[DIRECTIONS]: From the entries below, gather every line containing the string "this".

[TASK INPUT]:
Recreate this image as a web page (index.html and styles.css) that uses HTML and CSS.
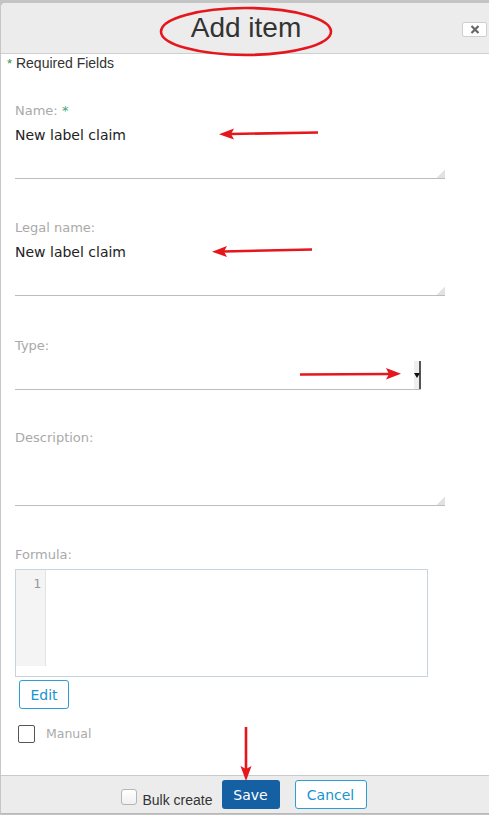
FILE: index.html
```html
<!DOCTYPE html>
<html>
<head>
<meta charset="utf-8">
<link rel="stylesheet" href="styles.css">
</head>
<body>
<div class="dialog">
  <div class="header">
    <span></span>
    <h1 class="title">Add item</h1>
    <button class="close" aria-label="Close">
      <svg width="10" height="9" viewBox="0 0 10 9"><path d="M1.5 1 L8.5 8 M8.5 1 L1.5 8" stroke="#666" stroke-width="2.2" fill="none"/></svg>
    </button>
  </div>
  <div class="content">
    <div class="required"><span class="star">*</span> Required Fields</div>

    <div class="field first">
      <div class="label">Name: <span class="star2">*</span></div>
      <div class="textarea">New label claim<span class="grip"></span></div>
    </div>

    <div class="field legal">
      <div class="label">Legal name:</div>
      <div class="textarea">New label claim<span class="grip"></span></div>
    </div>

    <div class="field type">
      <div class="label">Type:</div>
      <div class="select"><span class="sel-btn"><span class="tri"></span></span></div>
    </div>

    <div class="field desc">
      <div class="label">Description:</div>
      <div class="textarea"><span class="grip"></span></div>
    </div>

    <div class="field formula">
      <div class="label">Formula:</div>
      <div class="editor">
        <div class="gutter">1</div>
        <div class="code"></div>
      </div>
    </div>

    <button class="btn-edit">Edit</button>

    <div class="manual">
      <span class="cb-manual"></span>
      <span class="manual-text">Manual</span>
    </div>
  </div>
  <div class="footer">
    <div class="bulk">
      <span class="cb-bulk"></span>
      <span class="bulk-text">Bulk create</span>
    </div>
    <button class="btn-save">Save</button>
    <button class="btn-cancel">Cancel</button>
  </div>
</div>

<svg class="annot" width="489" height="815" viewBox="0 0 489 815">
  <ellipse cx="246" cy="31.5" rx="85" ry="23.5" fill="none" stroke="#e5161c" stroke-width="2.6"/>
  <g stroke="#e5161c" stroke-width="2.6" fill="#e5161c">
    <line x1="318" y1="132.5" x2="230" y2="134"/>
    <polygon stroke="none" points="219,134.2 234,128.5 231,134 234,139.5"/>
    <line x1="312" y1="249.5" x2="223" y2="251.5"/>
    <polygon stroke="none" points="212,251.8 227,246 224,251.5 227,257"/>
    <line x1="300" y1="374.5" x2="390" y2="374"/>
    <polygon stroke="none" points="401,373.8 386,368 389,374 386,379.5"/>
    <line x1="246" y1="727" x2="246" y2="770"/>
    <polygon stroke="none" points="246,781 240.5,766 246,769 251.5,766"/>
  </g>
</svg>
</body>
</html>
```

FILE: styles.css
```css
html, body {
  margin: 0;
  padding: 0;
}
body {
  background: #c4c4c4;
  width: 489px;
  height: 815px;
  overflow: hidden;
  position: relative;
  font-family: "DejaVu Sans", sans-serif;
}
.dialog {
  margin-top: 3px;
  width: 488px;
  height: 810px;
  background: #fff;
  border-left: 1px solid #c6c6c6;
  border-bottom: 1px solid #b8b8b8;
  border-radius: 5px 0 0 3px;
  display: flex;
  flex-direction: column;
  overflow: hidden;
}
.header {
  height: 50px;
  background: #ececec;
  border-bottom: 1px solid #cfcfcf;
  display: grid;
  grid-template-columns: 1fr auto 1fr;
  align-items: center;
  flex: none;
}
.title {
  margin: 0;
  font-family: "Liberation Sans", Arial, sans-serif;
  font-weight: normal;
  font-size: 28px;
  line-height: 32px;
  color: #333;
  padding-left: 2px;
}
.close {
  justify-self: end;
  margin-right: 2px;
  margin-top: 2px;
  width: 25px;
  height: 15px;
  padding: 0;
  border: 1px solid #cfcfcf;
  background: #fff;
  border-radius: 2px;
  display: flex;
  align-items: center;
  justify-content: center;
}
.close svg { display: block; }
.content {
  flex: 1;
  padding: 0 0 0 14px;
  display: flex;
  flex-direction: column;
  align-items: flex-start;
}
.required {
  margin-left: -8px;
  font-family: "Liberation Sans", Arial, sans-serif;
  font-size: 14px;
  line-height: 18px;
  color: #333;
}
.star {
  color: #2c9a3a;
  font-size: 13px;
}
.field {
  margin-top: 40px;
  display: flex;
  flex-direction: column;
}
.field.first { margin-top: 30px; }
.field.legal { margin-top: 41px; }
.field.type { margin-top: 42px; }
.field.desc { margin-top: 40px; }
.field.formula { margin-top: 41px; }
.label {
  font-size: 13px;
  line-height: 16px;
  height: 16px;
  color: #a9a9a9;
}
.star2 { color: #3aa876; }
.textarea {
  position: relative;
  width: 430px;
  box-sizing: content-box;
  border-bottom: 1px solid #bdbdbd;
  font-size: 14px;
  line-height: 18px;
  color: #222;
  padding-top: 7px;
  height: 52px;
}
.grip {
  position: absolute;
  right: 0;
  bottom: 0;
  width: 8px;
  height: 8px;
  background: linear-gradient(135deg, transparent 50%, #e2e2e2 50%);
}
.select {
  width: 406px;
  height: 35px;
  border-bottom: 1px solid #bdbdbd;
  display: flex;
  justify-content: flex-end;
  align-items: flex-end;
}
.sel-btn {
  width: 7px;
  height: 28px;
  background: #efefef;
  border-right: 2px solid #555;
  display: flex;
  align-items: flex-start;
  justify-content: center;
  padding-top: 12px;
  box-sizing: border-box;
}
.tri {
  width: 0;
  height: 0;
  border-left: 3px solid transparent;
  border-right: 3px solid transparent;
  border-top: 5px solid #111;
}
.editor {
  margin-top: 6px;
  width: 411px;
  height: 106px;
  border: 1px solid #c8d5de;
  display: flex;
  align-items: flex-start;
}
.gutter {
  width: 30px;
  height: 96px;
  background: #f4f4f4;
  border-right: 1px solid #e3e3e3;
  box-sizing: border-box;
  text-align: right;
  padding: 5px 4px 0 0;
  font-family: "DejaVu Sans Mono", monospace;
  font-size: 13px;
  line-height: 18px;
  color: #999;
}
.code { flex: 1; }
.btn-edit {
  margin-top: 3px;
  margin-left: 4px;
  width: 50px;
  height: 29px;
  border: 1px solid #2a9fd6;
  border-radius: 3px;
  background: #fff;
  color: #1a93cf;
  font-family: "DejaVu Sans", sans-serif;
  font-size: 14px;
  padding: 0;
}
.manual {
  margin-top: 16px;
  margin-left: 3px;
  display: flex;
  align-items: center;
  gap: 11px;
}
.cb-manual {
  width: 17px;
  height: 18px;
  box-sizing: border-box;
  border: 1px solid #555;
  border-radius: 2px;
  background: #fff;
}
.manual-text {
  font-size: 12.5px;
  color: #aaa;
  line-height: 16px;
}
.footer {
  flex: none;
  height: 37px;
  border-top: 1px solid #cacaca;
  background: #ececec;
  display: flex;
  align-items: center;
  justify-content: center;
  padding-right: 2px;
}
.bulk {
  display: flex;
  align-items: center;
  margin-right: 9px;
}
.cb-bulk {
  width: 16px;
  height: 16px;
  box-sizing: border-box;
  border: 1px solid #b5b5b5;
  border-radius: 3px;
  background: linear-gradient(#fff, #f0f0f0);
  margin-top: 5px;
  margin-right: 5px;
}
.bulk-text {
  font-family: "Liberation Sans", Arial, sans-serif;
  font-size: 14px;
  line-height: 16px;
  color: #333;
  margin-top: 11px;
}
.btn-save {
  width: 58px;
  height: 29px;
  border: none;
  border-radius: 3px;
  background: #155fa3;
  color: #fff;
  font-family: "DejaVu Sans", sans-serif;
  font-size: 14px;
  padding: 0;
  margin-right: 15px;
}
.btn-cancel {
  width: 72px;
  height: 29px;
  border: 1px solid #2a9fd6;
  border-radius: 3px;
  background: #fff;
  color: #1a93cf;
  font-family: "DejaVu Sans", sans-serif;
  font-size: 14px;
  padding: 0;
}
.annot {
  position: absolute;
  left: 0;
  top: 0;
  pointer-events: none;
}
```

---

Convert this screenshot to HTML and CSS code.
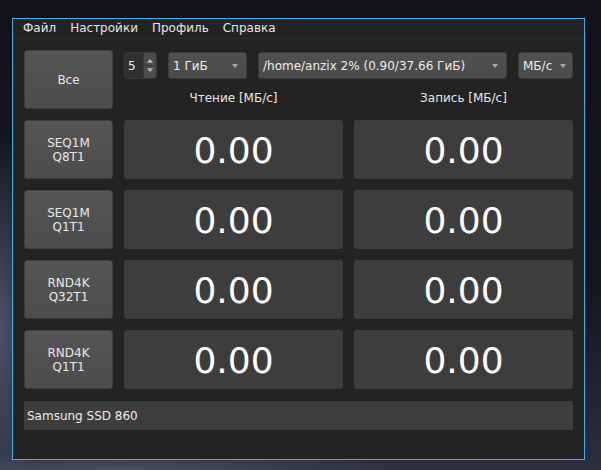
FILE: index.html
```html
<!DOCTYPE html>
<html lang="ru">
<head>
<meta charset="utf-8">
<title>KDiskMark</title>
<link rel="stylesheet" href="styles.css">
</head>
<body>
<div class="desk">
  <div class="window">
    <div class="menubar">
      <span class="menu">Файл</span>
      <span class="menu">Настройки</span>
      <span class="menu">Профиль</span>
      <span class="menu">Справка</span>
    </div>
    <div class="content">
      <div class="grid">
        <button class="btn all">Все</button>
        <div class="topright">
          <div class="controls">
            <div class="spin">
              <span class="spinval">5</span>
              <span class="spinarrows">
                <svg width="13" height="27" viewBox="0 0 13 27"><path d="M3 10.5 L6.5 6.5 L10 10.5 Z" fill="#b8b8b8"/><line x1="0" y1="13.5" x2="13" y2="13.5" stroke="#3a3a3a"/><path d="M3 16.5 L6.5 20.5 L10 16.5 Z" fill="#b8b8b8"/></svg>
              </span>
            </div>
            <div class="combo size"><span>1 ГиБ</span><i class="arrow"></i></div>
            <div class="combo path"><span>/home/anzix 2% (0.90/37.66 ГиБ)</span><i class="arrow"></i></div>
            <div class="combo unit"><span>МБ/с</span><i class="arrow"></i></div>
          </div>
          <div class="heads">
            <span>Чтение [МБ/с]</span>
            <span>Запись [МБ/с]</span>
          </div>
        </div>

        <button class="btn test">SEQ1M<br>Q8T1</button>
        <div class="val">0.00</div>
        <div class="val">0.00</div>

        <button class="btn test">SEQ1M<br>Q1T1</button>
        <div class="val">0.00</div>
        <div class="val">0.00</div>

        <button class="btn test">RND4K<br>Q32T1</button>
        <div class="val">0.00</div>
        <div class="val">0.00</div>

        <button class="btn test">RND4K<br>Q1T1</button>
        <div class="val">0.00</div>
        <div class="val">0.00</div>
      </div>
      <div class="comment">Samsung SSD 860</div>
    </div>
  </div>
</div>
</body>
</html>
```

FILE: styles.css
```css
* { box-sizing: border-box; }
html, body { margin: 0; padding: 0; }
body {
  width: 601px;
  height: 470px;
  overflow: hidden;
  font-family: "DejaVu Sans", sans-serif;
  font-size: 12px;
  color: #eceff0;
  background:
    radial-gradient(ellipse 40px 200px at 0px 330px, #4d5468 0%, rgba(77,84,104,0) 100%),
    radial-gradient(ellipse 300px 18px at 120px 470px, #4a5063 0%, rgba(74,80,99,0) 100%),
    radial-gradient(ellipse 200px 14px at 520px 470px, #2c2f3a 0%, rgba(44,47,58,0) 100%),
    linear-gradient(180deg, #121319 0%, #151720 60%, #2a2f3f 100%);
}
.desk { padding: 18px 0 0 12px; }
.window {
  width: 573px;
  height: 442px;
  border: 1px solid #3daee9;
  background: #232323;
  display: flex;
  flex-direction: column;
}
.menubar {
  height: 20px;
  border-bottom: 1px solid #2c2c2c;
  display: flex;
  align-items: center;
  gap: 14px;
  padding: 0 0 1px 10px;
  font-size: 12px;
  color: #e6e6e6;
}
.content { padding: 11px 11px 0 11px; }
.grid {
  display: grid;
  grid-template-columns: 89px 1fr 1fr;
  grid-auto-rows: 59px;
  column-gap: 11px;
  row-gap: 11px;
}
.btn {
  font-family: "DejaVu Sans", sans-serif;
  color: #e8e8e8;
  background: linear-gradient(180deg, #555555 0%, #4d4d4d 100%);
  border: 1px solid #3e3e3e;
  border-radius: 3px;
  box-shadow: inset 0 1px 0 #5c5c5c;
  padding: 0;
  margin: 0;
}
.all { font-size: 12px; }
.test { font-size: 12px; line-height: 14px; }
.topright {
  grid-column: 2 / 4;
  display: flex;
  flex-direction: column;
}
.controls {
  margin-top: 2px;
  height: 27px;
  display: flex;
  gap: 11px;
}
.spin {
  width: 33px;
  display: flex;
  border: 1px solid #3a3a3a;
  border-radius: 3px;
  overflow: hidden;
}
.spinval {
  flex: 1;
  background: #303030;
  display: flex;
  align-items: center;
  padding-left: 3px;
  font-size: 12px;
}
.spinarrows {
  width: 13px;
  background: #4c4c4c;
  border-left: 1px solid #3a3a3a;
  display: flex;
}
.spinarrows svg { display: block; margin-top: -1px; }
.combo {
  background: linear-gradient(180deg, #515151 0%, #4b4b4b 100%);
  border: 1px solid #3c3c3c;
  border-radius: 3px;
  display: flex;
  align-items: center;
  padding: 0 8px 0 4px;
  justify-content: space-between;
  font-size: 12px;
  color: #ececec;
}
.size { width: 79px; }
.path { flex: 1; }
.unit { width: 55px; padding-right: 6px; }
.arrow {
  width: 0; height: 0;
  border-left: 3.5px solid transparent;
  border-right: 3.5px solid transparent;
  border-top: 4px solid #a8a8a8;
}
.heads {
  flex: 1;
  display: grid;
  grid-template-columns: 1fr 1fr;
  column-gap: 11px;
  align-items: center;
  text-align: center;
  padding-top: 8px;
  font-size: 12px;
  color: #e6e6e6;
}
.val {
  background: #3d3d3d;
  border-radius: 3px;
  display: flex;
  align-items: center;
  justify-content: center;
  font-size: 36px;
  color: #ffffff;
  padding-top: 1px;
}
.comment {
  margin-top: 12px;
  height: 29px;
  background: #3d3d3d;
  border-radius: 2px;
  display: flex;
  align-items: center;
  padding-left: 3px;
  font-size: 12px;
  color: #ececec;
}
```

[RESULT OF THE EXERCISE]:
Recreate this image as a web page (index.html and styles.css) that uses HTML and CSS.
Convert this screenshot to HTML and CSS code.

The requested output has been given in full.